Par notre envoyé spécial Raphaël Dor

La rareté de l’œuvre de Charpentier la place immédiatement comme un des évènements incontournables de l’édition 2012 du Festival d’Aix-en-Provence. Son interprétation est confiée à William Christie, grand habitué du répertoire baroque français, et signataire de l’un des deux seuls enregistrements disponible de l’œuvre.
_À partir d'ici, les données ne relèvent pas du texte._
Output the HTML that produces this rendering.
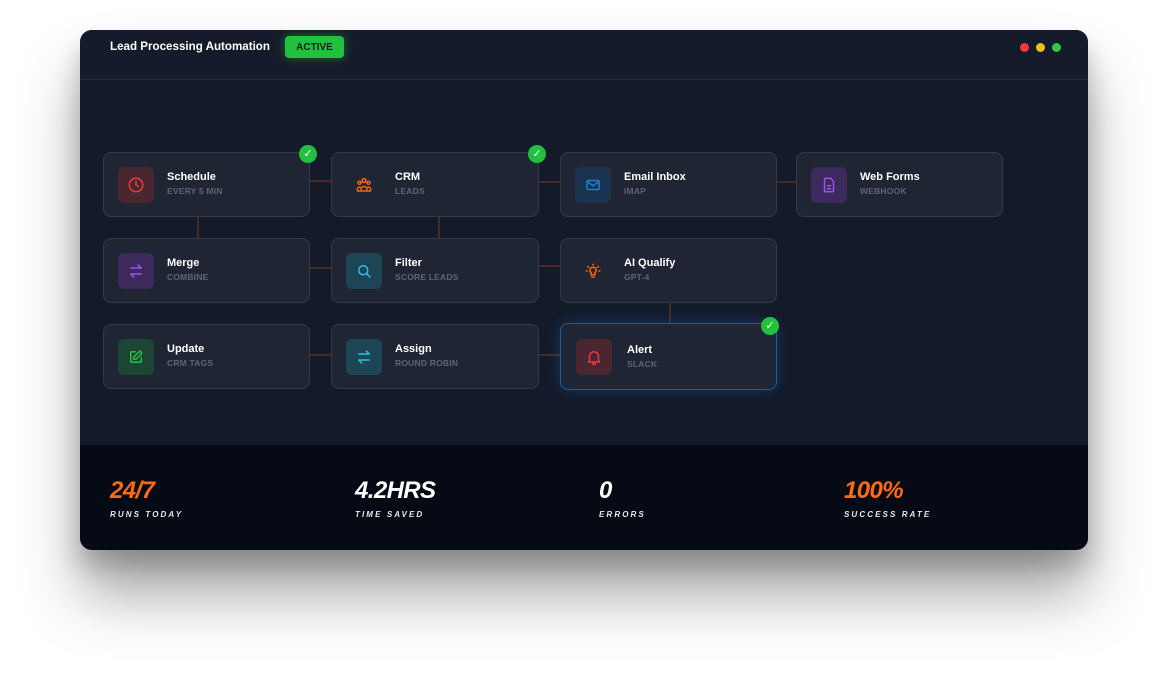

David et Jonathas est une œuvre particulière, hybride, peu adaptée pour la scène. Il ne s’agit pas d’une tragédie lyrique composée pour la cour mais bien d’une « tragédie biblique », créée pour le Collège des jésuites Louis-le-Grand dont les actes étaient intercalés entre ceux d’une tragédie en latin, Saül, à laquelle elle faisait écho. Ses exigences et ses caractéristiques sont donc très différentes de celles des œuvres scéniques de Lully, ou même de son chef-d’œuvre Médée : pas de prologue à la gloire du roi, pas de ballets, pas de divertissements…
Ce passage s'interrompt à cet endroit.